:: TASK REQUIREMENTS ::
Filter these entries, keeping only lines that hold the word "Tailwind".

:: RECORD EXCERPTS ::
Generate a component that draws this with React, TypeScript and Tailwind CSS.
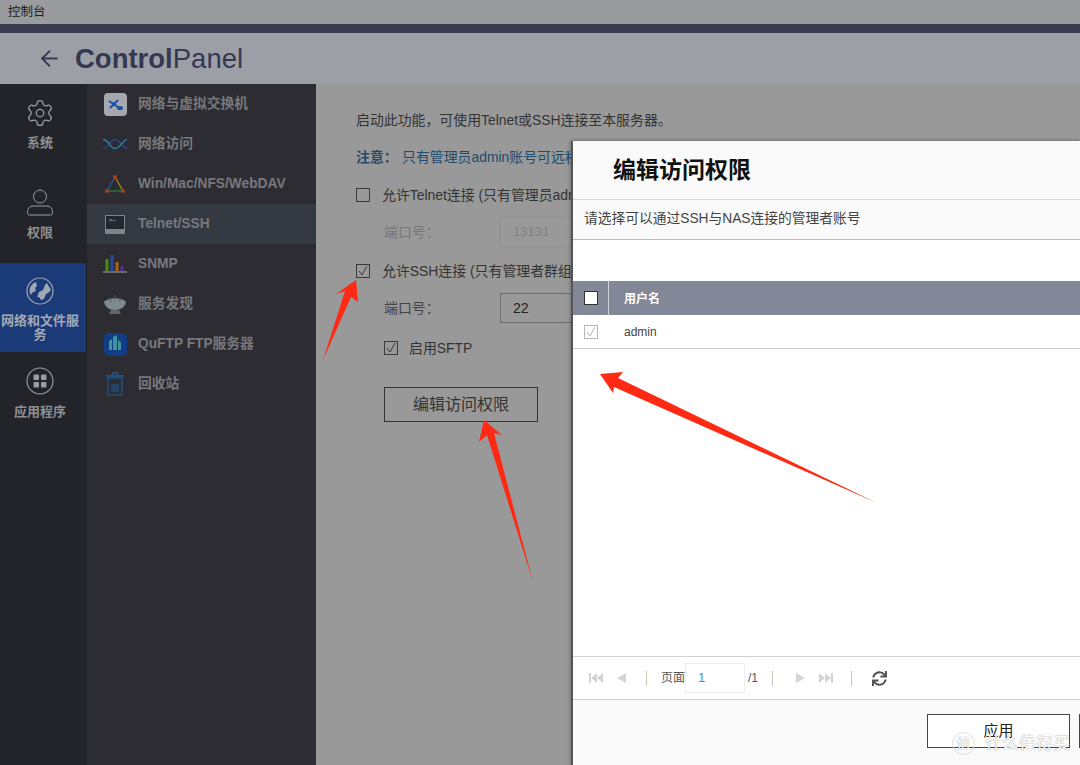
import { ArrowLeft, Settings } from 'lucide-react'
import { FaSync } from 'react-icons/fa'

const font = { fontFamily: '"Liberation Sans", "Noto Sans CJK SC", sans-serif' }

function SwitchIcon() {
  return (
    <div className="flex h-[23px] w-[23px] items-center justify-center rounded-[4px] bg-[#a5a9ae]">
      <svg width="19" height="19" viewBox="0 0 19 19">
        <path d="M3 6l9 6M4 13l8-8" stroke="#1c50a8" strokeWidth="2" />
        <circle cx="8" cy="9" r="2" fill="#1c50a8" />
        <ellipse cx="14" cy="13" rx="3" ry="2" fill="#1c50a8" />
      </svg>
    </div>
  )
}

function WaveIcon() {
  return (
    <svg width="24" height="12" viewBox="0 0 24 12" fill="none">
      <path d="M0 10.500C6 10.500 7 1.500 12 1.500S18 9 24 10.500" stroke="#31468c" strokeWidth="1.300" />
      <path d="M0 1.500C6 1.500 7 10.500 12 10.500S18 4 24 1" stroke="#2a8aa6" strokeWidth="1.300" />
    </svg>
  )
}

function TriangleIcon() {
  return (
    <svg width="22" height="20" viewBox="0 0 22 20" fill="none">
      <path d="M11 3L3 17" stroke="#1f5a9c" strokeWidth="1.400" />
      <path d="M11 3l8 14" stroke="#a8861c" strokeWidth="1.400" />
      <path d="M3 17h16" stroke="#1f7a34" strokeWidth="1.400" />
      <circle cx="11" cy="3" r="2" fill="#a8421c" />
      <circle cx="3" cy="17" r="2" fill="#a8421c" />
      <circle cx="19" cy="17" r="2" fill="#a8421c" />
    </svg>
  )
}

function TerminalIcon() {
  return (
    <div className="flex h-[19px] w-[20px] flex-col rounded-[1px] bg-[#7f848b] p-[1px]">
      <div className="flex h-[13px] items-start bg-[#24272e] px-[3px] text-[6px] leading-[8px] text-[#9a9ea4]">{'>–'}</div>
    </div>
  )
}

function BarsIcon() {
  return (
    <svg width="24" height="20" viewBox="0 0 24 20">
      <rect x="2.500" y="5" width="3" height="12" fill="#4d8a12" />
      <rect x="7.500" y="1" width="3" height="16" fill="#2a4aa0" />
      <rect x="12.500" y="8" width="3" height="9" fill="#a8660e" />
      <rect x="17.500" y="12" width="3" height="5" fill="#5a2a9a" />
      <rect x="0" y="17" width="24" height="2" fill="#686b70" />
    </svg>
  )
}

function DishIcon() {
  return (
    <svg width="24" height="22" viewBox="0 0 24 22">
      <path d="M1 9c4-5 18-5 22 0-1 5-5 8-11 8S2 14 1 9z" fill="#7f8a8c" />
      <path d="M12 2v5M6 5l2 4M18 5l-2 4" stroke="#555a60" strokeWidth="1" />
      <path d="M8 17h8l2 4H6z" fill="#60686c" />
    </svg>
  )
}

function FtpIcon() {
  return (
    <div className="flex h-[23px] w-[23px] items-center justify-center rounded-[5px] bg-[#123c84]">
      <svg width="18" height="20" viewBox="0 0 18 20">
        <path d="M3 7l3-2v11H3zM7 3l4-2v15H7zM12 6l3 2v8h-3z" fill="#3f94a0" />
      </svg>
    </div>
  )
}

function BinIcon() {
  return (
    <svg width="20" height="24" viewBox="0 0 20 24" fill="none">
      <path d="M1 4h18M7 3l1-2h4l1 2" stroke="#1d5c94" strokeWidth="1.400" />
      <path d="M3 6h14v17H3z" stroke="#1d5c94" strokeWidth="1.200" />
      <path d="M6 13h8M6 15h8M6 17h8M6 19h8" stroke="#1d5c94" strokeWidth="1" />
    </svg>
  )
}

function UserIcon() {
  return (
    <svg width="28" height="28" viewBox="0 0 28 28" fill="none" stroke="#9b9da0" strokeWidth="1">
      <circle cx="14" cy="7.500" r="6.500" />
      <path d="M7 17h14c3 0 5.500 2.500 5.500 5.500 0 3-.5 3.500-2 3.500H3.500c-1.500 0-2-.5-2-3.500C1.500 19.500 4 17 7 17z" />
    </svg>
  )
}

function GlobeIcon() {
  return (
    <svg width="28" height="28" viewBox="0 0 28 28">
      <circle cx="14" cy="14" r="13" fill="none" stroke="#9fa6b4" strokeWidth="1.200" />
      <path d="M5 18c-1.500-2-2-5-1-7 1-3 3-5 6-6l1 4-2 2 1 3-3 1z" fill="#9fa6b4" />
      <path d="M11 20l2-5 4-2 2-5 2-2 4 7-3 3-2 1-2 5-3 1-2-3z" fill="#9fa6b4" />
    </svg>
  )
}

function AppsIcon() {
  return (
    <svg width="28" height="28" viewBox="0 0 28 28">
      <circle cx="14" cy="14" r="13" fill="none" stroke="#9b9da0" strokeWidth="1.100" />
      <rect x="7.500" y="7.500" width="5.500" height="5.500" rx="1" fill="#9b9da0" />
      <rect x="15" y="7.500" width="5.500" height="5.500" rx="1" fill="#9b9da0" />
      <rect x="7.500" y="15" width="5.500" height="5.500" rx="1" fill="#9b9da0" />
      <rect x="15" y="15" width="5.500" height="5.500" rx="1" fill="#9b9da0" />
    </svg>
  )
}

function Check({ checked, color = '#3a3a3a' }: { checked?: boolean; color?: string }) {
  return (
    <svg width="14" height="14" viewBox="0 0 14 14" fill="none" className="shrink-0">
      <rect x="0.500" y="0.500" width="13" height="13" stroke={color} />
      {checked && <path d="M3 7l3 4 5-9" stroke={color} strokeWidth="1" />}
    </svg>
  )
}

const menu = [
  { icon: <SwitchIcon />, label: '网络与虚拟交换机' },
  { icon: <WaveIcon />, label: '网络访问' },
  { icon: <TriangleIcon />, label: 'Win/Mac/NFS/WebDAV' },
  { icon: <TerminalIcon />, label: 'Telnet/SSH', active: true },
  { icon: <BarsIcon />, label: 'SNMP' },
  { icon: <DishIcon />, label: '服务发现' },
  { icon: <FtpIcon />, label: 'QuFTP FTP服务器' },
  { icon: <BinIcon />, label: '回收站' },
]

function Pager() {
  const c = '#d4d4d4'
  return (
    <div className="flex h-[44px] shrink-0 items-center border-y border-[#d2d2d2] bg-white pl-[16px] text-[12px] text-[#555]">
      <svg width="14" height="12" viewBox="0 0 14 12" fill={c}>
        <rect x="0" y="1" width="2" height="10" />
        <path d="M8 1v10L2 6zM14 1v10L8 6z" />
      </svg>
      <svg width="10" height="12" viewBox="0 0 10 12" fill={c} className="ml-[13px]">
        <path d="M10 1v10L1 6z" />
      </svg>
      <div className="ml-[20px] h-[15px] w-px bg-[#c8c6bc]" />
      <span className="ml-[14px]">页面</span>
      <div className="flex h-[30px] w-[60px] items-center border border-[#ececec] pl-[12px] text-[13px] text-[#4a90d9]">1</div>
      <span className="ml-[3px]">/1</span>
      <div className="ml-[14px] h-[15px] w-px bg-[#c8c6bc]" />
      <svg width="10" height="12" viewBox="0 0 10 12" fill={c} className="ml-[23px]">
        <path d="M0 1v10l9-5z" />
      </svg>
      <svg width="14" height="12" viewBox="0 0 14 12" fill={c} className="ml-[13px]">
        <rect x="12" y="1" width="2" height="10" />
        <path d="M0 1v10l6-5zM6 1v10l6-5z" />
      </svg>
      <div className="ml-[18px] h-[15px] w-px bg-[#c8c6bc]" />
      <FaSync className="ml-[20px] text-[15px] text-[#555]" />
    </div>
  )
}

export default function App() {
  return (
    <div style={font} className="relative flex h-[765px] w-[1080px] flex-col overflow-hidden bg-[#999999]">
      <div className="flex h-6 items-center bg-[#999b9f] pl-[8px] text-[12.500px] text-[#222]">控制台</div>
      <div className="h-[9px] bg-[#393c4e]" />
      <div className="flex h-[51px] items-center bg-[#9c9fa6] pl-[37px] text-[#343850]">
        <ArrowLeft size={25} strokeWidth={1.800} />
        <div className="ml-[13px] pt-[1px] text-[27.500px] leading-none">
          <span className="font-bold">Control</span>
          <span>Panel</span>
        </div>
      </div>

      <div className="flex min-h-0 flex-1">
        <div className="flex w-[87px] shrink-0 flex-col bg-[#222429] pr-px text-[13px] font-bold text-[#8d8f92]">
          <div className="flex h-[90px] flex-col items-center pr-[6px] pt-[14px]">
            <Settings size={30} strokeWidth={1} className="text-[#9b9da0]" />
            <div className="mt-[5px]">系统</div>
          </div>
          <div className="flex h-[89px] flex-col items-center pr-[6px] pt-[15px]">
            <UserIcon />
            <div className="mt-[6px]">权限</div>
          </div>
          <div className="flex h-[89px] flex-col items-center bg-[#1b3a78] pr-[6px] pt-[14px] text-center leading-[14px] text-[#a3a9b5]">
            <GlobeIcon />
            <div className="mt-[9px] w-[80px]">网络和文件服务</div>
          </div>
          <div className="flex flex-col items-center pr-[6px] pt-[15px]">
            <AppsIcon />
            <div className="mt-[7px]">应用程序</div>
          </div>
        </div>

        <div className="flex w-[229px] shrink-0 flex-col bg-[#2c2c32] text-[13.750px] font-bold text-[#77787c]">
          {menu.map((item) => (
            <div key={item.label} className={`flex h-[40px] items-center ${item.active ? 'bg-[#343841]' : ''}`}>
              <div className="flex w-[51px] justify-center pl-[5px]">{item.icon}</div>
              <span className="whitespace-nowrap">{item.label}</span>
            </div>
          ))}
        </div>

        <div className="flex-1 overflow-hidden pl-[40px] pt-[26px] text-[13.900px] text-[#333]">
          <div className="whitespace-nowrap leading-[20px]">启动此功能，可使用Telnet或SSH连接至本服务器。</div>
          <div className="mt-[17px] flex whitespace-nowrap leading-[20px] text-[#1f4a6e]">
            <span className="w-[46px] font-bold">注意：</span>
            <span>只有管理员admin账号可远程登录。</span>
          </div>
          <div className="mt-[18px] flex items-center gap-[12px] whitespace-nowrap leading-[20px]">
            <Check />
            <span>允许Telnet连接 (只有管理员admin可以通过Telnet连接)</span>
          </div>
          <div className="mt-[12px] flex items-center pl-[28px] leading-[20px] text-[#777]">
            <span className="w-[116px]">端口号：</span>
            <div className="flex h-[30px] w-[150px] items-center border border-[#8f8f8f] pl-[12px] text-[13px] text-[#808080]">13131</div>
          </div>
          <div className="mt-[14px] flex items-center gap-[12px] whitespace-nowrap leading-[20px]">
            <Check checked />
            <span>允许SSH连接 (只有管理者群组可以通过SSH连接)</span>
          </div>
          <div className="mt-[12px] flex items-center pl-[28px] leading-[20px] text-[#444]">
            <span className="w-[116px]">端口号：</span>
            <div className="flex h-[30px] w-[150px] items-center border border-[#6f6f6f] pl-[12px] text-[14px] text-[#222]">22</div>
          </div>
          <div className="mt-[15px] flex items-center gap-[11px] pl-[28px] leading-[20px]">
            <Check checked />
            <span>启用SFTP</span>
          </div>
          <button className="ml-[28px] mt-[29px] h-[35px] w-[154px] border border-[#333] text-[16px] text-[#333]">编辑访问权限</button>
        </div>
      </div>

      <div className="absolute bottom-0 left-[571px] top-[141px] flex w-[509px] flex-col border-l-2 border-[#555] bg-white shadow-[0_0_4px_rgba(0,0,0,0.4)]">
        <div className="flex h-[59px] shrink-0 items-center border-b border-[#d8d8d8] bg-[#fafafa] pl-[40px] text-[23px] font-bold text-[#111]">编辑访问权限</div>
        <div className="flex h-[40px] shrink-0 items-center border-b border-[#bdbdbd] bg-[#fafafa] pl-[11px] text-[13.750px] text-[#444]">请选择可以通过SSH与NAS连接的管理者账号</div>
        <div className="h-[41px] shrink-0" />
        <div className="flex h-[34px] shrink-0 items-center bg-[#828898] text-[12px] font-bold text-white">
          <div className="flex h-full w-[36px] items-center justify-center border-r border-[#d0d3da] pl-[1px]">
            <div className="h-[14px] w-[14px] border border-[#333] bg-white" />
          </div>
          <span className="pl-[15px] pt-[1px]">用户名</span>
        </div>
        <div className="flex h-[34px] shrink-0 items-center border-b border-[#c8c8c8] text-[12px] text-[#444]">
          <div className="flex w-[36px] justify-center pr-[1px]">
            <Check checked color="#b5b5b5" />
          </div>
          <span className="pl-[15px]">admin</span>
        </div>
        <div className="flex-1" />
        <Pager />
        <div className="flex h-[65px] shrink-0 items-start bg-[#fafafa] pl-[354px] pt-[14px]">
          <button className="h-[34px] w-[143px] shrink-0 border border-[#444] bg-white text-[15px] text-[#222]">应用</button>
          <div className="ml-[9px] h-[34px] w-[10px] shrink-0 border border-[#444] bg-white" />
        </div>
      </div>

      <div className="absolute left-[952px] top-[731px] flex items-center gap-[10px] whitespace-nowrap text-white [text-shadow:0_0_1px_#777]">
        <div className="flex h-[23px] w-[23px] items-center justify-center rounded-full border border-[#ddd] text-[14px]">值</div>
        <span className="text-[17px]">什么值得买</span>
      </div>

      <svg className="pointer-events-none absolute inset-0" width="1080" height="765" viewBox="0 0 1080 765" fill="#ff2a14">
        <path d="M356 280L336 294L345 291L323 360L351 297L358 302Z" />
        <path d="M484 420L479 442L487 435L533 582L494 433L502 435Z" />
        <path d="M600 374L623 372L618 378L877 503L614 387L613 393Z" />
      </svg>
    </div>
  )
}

==

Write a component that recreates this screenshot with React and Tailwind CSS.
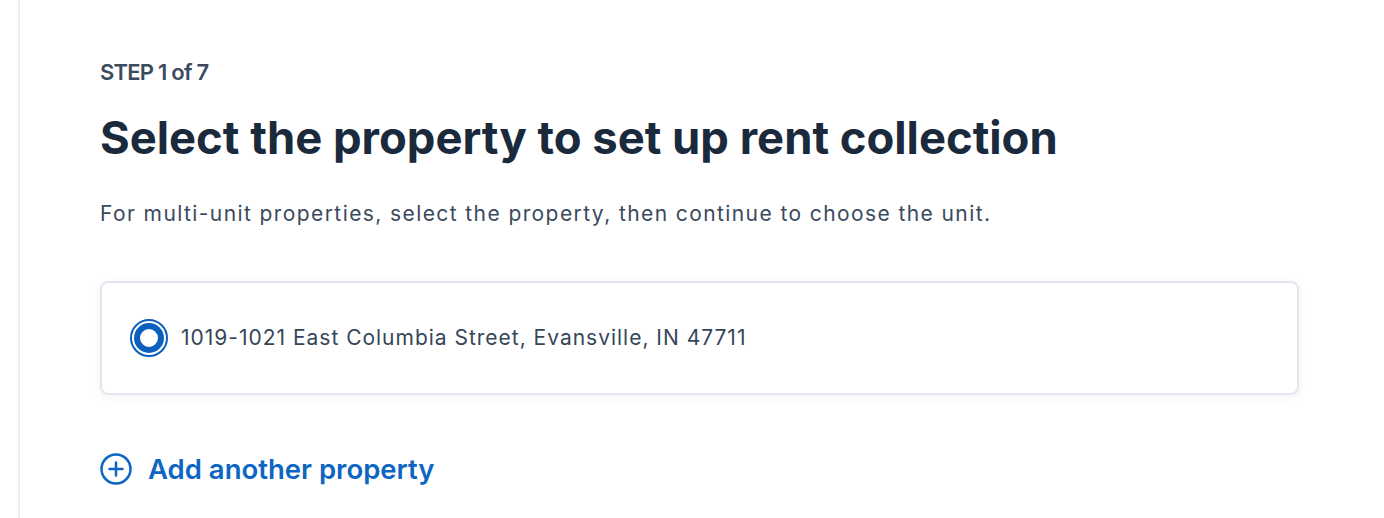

:: COMPLETE ANSWER ::
Generate a component that draws this with React, TypeScript and Tailwind CSS.
Write a component that recreates this screenshot with React and Tailwind CSS.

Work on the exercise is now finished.